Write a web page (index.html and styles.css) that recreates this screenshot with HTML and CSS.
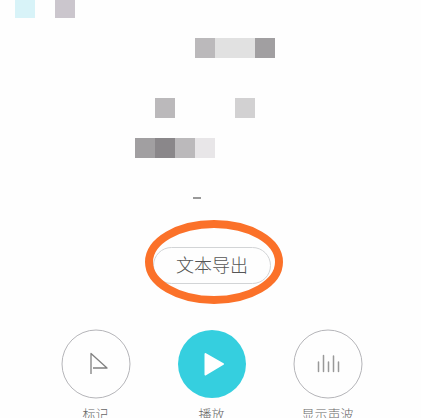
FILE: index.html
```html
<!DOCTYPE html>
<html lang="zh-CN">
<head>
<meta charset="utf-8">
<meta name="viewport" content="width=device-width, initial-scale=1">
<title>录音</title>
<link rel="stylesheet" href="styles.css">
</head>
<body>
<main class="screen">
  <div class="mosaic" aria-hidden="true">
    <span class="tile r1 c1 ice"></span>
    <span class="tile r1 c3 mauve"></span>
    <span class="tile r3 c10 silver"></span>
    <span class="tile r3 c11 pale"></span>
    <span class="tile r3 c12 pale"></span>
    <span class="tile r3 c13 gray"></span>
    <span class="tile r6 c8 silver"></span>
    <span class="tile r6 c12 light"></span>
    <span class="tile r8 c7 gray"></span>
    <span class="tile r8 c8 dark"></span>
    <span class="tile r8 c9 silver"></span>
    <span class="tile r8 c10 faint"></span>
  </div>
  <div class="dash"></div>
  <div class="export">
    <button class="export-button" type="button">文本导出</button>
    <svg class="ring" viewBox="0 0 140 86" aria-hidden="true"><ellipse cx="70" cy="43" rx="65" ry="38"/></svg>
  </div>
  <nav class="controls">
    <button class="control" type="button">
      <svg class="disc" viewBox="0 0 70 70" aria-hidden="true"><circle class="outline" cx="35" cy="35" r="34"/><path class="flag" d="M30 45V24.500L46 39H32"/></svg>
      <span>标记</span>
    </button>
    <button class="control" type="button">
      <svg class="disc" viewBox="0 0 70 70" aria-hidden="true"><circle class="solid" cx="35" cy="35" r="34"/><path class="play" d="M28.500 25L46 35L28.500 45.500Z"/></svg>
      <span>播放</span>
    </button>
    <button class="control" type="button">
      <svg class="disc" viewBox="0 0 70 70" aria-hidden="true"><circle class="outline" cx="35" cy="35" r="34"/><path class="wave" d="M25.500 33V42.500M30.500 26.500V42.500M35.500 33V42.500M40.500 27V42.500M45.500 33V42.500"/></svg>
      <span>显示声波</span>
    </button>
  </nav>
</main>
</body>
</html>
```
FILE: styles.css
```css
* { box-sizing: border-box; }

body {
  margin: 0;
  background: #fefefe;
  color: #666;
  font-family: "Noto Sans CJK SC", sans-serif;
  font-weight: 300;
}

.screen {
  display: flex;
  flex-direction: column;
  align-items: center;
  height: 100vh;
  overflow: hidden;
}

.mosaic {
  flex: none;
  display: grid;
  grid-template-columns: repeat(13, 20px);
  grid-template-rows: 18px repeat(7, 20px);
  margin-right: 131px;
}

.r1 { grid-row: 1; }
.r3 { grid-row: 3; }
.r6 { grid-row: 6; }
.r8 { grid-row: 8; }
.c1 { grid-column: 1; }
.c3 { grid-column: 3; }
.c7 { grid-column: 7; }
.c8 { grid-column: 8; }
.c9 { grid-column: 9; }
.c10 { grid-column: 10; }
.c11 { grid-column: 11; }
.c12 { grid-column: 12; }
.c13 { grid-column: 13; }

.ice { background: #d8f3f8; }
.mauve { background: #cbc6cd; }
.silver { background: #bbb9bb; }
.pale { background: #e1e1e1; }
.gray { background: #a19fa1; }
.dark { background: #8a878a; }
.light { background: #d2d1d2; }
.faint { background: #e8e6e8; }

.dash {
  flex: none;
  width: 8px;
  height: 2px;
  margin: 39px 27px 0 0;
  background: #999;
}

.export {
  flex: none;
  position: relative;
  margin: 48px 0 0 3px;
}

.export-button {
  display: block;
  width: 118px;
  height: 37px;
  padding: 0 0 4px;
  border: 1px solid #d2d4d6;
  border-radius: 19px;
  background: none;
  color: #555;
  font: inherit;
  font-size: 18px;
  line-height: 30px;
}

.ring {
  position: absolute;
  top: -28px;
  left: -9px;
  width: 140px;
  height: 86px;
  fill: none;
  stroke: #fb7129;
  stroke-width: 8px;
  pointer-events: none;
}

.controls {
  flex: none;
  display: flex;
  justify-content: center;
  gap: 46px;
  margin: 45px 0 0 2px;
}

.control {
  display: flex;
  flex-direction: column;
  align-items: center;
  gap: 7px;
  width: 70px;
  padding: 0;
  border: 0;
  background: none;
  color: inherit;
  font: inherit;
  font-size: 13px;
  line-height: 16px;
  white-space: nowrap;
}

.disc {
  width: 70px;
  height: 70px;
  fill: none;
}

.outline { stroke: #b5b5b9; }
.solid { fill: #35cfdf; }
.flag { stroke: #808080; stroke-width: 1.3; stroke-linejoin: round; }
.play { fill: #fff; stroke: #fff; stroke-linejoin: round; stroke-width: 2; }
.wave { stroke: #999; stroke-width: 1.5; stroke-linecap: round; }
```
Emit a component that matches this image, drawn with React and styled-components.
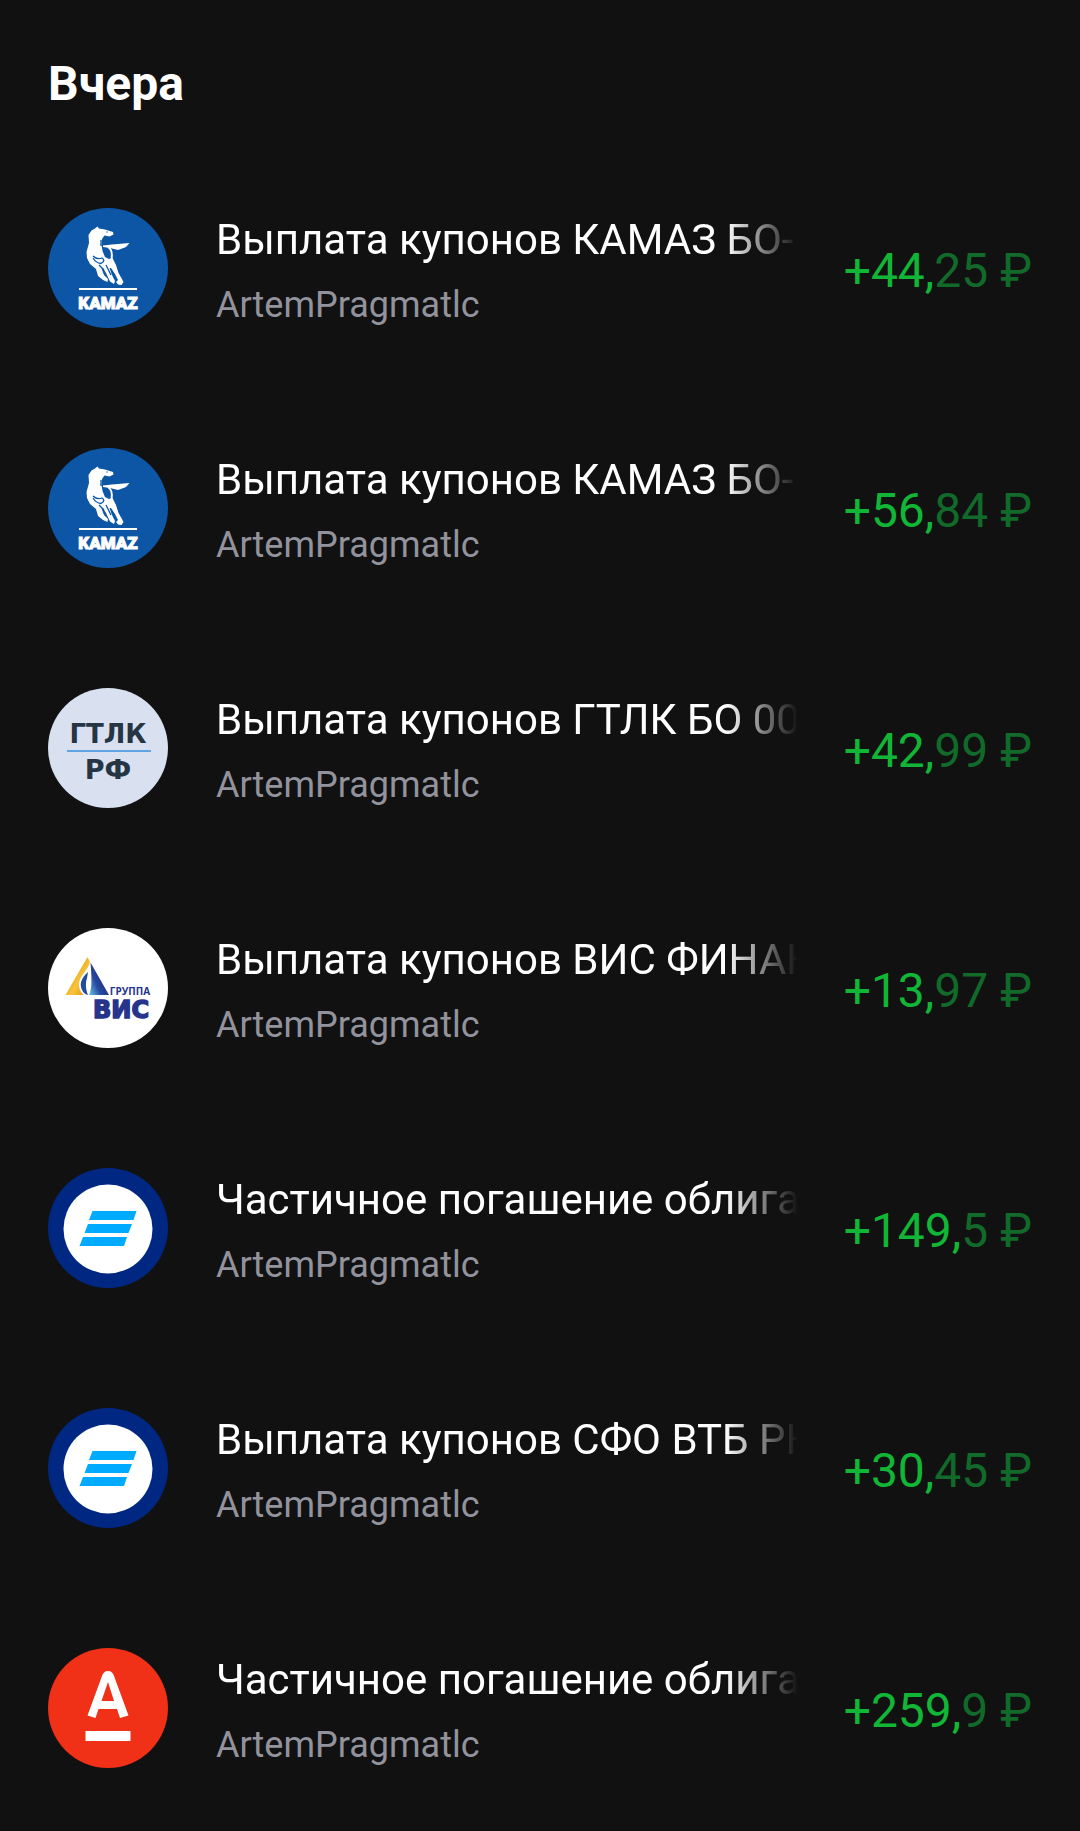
****
# EXERCISE DESCRIPTION:
Reproduce the full listing faithfully, but do not carry over any pictures.

# RESULT:
Write a web page (index.html and styles.css) that recreates this screenshot with HTML and CSS.
FILE: index.html
```html
<!DOCTYPE html>
<html lang="zh-CN">
<head>
<meta charset="utf-8">
<meta name="viewport" content="width=device-width, initial-scale=1">
<title>录音</title>
<link rel="stylesheet" href="styles.css">
</head>
<body>
<main class="screen">
  <div class="mosaic" aria-hidden="true">
    <span class="tile r1 c1 ice"></span>
    <span class="tile r1 c3 mauve"></span>
    <span class="tile r3 c10 silver"></span>
    <span class="tile r3 c11 pale"></span>
    <span class="tile r3 c12 pale"></span>
    <span class="tile r3 c13 gray"></span>
    <span class="tile r6 c8 silver"></span>
    <span class="tile r6 c12 light"></span>
    <span class="tile r8 c7 gray"></span>
    <span class="tile r8 c8 dark"></span>
    <span class="tile r8 c9 silver"></span>
    <span class="tile r8 c10 faint"></span>
  </div>
  <div class="dash"></div>
  <div class="export">
    <button class="export-button" type="button">文本导出</button>
    <svg class="ring" viewBox="0 0 140 86" aria-hidden="true"><ellipse cx="70" cy="43" rx="65" ry="38"/></svg>
  </div>
  <nav class="controls">
    <button class="control" type="button">
      <svg class="disc" viewBox="0 0 70 70" aria-hidden="true"><circle class="outline" cx="35" cy="35" r="34"/><path class="flag" d="M30 45V24.500L46 39H32"/></svg>
      <span>标记</span>
    </button>
    <button class="control" type="button">
      <svg class="disc" viewBox="0 0 70 70" aria-hidden="true"><circle class="solid" cx="35" cy="35" r="34"/><path class="play" d="M28.500 25L46 35L28.500 45.500Z"/></svg>
      <span>播放</span>
    </button>
    <button class="control" type="button">
      <svg class="disc" viewBox="0 0 70 70" aria-hidden="true"><circle class="outline" cx="35" cy="35" r="34"/><path class="wave" d="M25.500 33V42.500M30.500 26.500V42.500M35.500 33V42.500M40.500 27V42.500M45.500 33V42.500"/></svg>
      <span>显示声波</span>
    </button>
  </nav>
</main>
</body>
</html>
```
FILE: styles.css
```css
* { box-sizing: border-box; }

body {
  margin: 0;
  background: #fefefe;
  color: #666;
  font-family: "Noto Sans CJK SC", sans-serif;
  font-weight: 300;
}

.screen {
  display: flex;
  flex-direction: column;
  align-items: center;
  height: 100vh;
  overflow: hidden;
}

.mosaic {
  flex: none;
  display: grid;
  grid-template-columns: repeat(13, 20px);
  grid-template-rows: 18px repeat(7, 20px);
  margin-right: 131px;
}

.r1 { grid-row: 1; }
.r3 { grid-row: 3; }
.r6 { grid-row: 6; }
.r8 { grid-row: 8; }
.c1 { grid-column: 1; }
.c3 { grid-column: 3; }
.c7 { grid-column: 7; }
.c8 { grid-column: 8; }
.c9 { grid-column: 9; }
.c10 { grid-column: 10; }
.c11 { grid-column: 11; }
.c12 { grid-column: 12; }
.c13 { grid-column: 13; }

.ice { background: #d8f3f8; }
.mauve { background: #cbc6cd; }
.silver { background: #bbb9bb; }
.pale { background: #e1e1e1; }
.gray { background: #a19fa1; }
.dark { background: #8a878a; }
.light { background: #d2d1d2; }
.faint { background: #e8e6e8; }

.dash {
  flex: none;
  width: 8px;
  height: 2px;
  margin: 39px 27px 0 0;
  background: #999;
}

.export {
  flex: none;
  position: relative;
  margin: 48px 0 0 3px;
}

.export-button {
  display: block;
  width: 118px;
  height: 37px;
  padding: 0 0 4px;
  border: 1px solid #d2d4d6;
  border-radius: 19px;
  background: none;
  color: #555;
  font: inherit;
  font-size: 18px;
  line-height: 30px;
}

.ring {
  position: absolute;
  top: -28px;
  left: -9px;
  width: 140px;
  height: 86px;
  fill: none;
  stroke: #fb7129;
  stroke-width: 8px;
  pointer-events: none;
}

.controls {
  flex: none;
  display: flex;
  justify-content: center;
  gap: 46px;
  margin: 45px 0 0 2px;
}

.control {
  display: flex;
  flex-direction: column;
  align-items: center;
  gap: 7px;
  width: 70px;
  padding: 0;
  border: 0;
  background: none;
  color: inherit;
  font: inherit;
  font-size: 13px;
  line-height: 16px;
  white-space: nowrap;
}

.disc {
  width: 70px;
  height: 70px;
  fill: none;
}

.outline { stroke: #b5b5b9; }
.solid { fill: #35cfdf; }
.flag { stroke: #808080; stroke-width: 1.3; stroke-linejoin: round; }
.play { fill: #fff; stroke: #fff; stroke-linejoin: round; stroke-width: 2; }
.wave { stroke: #999; stroke-width: 1.5; stroke-linecap: round; }
```
Emit a component that matches this image, drawn with React and styled-components.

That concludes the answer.